Il TAR del Lazio interviene sulla trasparenza della giustizia e, con la sentenza n. 7625/2025, annulla il provvedimento del Ministero della Giustizia che prevedeva l’anonimizzazione generalizzata dei dati personali nelle decisioni pubblicate nella banca dati delle sentenze di merito (Banca Dati di Merito). Secondo i giudici amministrativi, la scelta di rimuovere sistematicamente nomi, date e riferimenti giurisprudenziali non solo è priva di una base normativa adeguata, ma svuota di significato la finalità stessa della banca dati, pensata per garantire l’accesso effettivo e completo alla giurisprudenza.

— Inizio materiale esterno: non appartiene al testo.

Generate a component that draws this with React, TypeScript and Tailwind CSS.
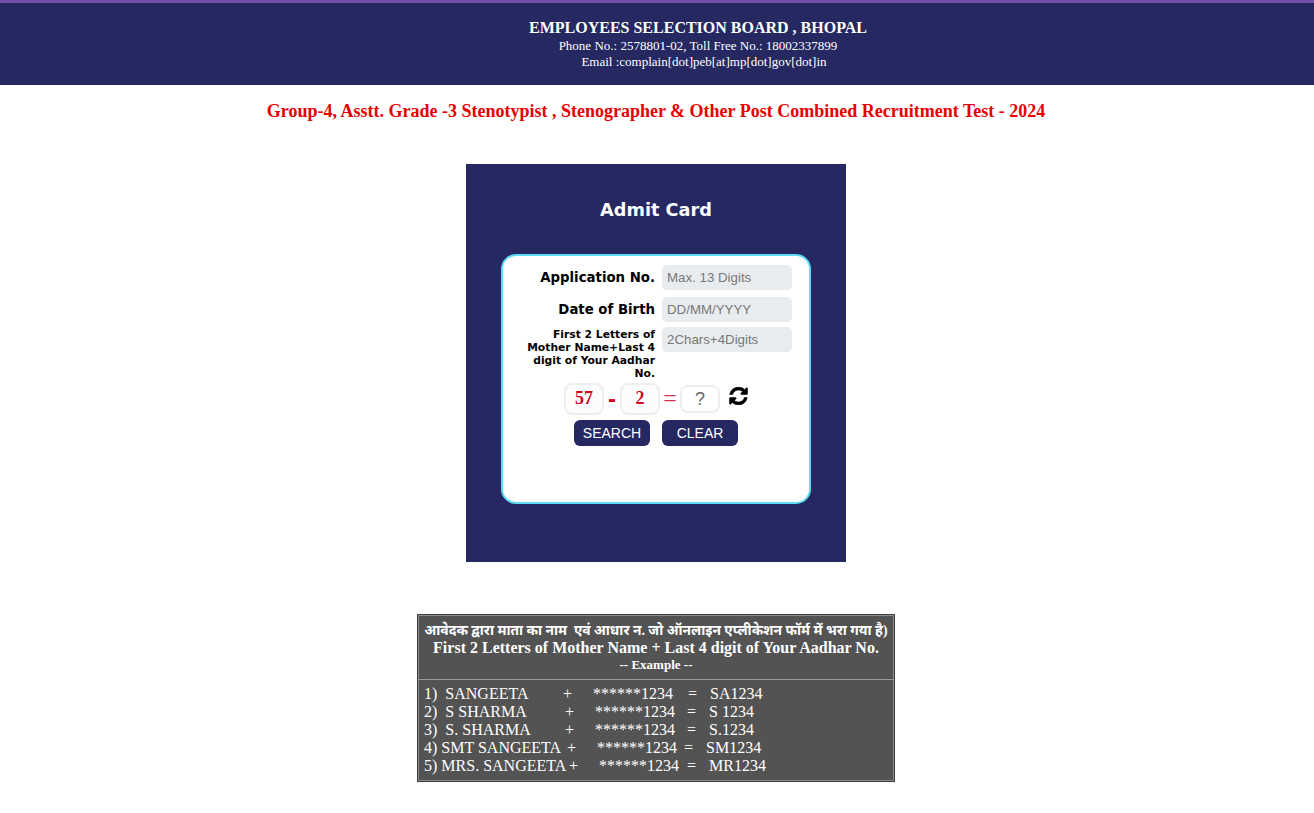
const serif = "font-['Liberation_Serif','Noto_Sans_Devanagari','Noto_Sans',serif]";
const verdana = "font-['DejaVu_Sans',sans-serif]";
const arial = "font-['Liberation_Sans',sans-serif]";

const examples = [
  { name: "1)  SANGEETA", plus: "w-[139px]", eq: "w-[24px]", result: "SA1234" },
  { name: "2)  S SHARMA", plus: "w-[141px]", eq: "w-[21px]", result: "S 1234" },
  { name: "3)  S. SHARMA", plus: "w-[141px]", eq: "w-[21px]", result: "S.1234" },
  { name: "4) SMT SANGEETA", plus: "w-[143px]", eq: "w-[16px]", result: "SM1234" },
  { name: "5) MRS. SANGEETA", plus: "w-[145px]", eq: "w-[17px]", result: "MR1234" },
];

function RefreshIcon() {
  return (
    <svg viewBox="128 128 1536 1536" stroke="currentColor" strokeWidth={50} className="mb-[7px] ml-[9px] h-[18px] w-[19px] fill-current text-black">
      <path d="M1639 1056q0 5-1 7-64 268-268 434.5t-478 166.5q-146 0-282.5-55t-243.5-157l-129 129q-19 19-45 19t-45-19-19-45v-448q0-26 19-45t45-19h448q26 0 45 19t19 45-19 45l-137 137q71 66 161 102t187 36q134 0 250-65t186-179q11-17 53-117 8-23 30-23h192q13 0 22.5 9.5t9.5 22.5zm25-800v448q0 26-19 45t-45 19h-448q-26 0-45-19t-19-45 19-45l138-138q-148-137-349-137-134 0-250 65t-186 179q-11 17-53 117-8 23-30 23h-199q-13 0-22.5-9.5t-9.5-22.5v-7q65-268 270-434.5t480-166.5q146 0 284 55.5t245 156.5l130-129q19-19 45-19t45 19 19 45z" />
    </svg>
  );
}

function Field({ label, placeholder, small }: { label: string; placeholder: string; small?: boolean }) {
  return (
    <div className="flex items-start">
      <label
        className={`flex w-[152px] justify-end pt-[1px] text-right font-bold text-black ${verdana} ${
          small ? "text-[10.75px] leading-[13px]" : "text-[13.3px] leading-[24px]"
        }`}
      >
        <span className={small ? "w-[130px]" : ""}>{label}</span>
      </label>
      <input
        readOnly
        placeholder={placeholder}
        className={`ml-[7px] h-[25px] w-[130px] rounded-[5px] bg-[#e9ecef] px-[5px] pb-[1px] text-[13.3px] outline-none placeholder:text-[#777] ${arial}`}
      />
    </div>
  );
}

function CaptchaBox({ children }: { children: React.ReactNode }) {
  return (
    <div
      className={`flex h-[32px] w-[40px] items-center justify-center rounded-[8px] border-2 border-[#eeeeee] bg-[#fcfcfc] pb-[1px] text-[18px] font-bold text-[#d0061f] ${serif}`}
    >
      {children}
    </div>
  );
}

export default function App() {
  return (
    <div className={`min-h-[813px] bg-white ${serif}`}>
      <header className="h-[85px] border-t-[3px] border-[#6f50a8] bg-[#252861] pt-[15px] text-center text-white">
        <div className="ml-[82px] text-[16px] font-bold leading-[20px]">EMPLOYEES SELECTION BOARD , BHOPAL</div>
        <div className="ml-[82px] text-[13px] leading-[15px]">Phone No.: 2578801-02, Toll Free No.: 18002337899</div>
        <div className="ml-[94px] text-[13px] leading-[17px]">Email :complain[dot]peb[at]mp[dot]gov[dot]in</div>
      </header>

      <div className="pr-[2px]">
        <h1 className="mt-[15px] text-center text-[18px] font-bold leading-[22px] text-[#e80000]">
          Group-4, Asstt. Grade -3 Stenotypist , Stenographer &amp; Other Post Combined Recruitment Test - 2024
        </h1>

        <section className="mx-auto mt-[42px] h-[398px] w-[380px] bg-[#252861] pt-[35px]">
          <h2 className={`text-center text-[17.7px] font-bold leading-[22px] text-white ${verdana}`}>Admit Card</h2>
          <div className="mx-auto mt-[33px] h-[250px] w-[310px] rounded-[15px] border-2 border-[#5fdcf5] bg-white pt-[9px]">
            <div className="flex flex-col">
              <Field label="Application No." placeholder="Max. 13 Digits" />
              <div className="mt-[7px]">
                <Field label="Date of Birth" placeholder="DD/MM/YYYY" />
              </div>
              <div className="mt-[5px]">
                <Field small label="First 2 Letters of Mother Name+Last 4 digit of Your Aadhar No." placeholder="2Chars+4Digits" />
              </div>
            </div>
            <div className="mt-[3px] ml-[61px] flex items-center">
              <CaptchaBox>57</CaptchaBox>
              <span className={`w-[16px] text-center text-[24px] font-bold leading-none text-[#d0061f] ${arial}`}>-</span>
              <CaptchaBox>2</CaptchaBox>
              <span className="mb-[3px] w-[20px] text-center text-[24px] leading-none text-[#d0304a]">=</span>
              <div className={`flex h-[28px] w-[40px] items-center justify-center rounded-[8px] border-2 border-[#eeeeee] text-[18px] text-[#666] ${arial}`}>
                ?
              </div>
              <RefreshIcon />
            </div>
            <div className={`mt-[5px] ml-[71px] flex gap-[12px] ${arial}`}>
              <button className="h-[26px] w-[76px] rounded-[6px] bg-[#252861] text-[14px] text-white">SEARCH</button>
              <button className="h-[26px] w-[76px] rounded-[6px] bg-[#252861] text-[14px] text-white">CLEAR</button>
            </div>
          </div>
        </section>

        <section className="mx-auto mt-[52px] h-[168px] w-[478px] border border-[#3c3c3c] bg-[#535353] text-white shadow-[inset_0_0_0_1px_#8c8c8c]">
          <div className="h-[65px] border-b border-[#9a9a9a] pt-[7px] text-center font-bold">
            <div className="whitespace-pre text-[13.8px] leading-[17px]">आवेदक द्वारा माता का नाम  एवं आधार न. जो ऑनलाइन एप्लीकेशन फॉर्म में भरा गया है)</div>
            <div className="text-[16px] leading-[18px]">First 2 Letters of Mother Name + Last 4 digit of Your Aadhar No.</div>
            <div className="text-[13px] leading-[16px]">-- Example --</div>
          </div>
          <div className="pl-[6px] pt-[5px] text-[16px] leading-[18px]">
            {examples.map((row) => (
              <div key={row.name} className="flex whitespace-pre">
                <span className={row.plus}>{row.name}</span>
                <span className="w-[30px]">+</span>
                <span>******1234</span>
                <span className={`${row.eq} text-right`}>=</span>
                <span className="ml-[13px]">{row.result}</span>
              </div>
            ))}
          </div>
        </section>
      </div>
    </div>
  );
}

Il TAR chiarisce che i dati identificativi possono essere oscurati solo in circostanze specifiche, come nei procedimenti riguardanti rapporti familiari, minori, o su disposizione del giudice o su istanza delle parti. Il provvedimento del Ministero, invece, estendeva l’anonimato a ogni decisione pubblicata, compromettendo la comprensione dei provvedimenti e rendendo difficoltosa l’attività degli operatori del diritto.

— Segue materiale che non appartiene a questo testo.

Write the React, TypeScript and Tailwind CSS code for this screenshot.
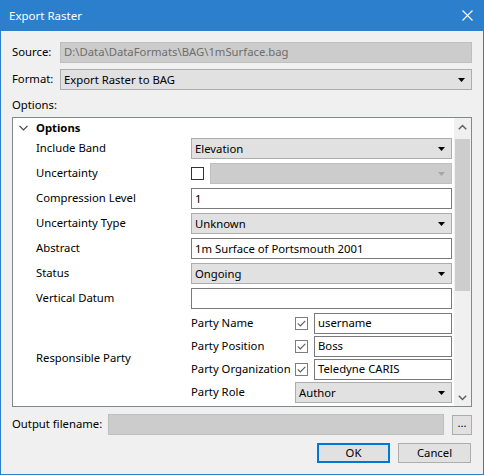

La controversia trae origine dal dicembre 2023, quando il Ministero, nell’ambito del PNRR, ha sostituito l’Archivio giurisprudenziale nazionale con due nuove banche dati: una riservata ai magistrati, consultabile integralmente, e una pubblica, accessibile tramite SPID, CIE o CNS, ma fortemente anonimizzata. Proprio quest’ultima ha suscitato le maggiori perplessità tra avvocati e giuristi, costretti a lavorare su testi privi di elementi essenziali per l’analisi giuridica. A sostenere il ricorso, oltre ad alcuni professionisti del settore, è intervenuto anche l’Ordine degli avvocati di Milano.
Il TAR ha inoltre censurato la scelta di mantenere due sistemi paralleli, definendola irrazionale e in contrasto con il buon uso delle risorse pubbliche. L’amministrazione, osservano i giudici, è chiamata a garantire l’accessibilità delle pronunce giurisdizionali attraverso soluzioni tecniche rispettose della normativa, ma senza decidere autonomamente se e cosa anonimizzare.
Un passaggio particolarmente significativo della sentenza riguarda l’accordo tra il Ministero e l’AIE (Associazione Italiana Editori), grazie al quale alcuni soggetti privati sono autorizzati a pubblicare integralmente tutte le sentenze, salvo i casi di legge. Una disparità che, secondo il TAR, rende ancora più inspiegabile la scelta di limitare l’accesso completo alle decisioni nella banca dati pubblica.
Con l’annullamento del provvedimento ministeriale, il Ministero dovrà ora adeguarsi ai principi di trasparenza e pubblicità delle decisioni giurisdizionali, rispettando i limiti della normativa sulla protezione dei dati personali. Resta da vedere se il Dicastero sceglierà di impugnare la sentenza davanti al Consiglio di Stato.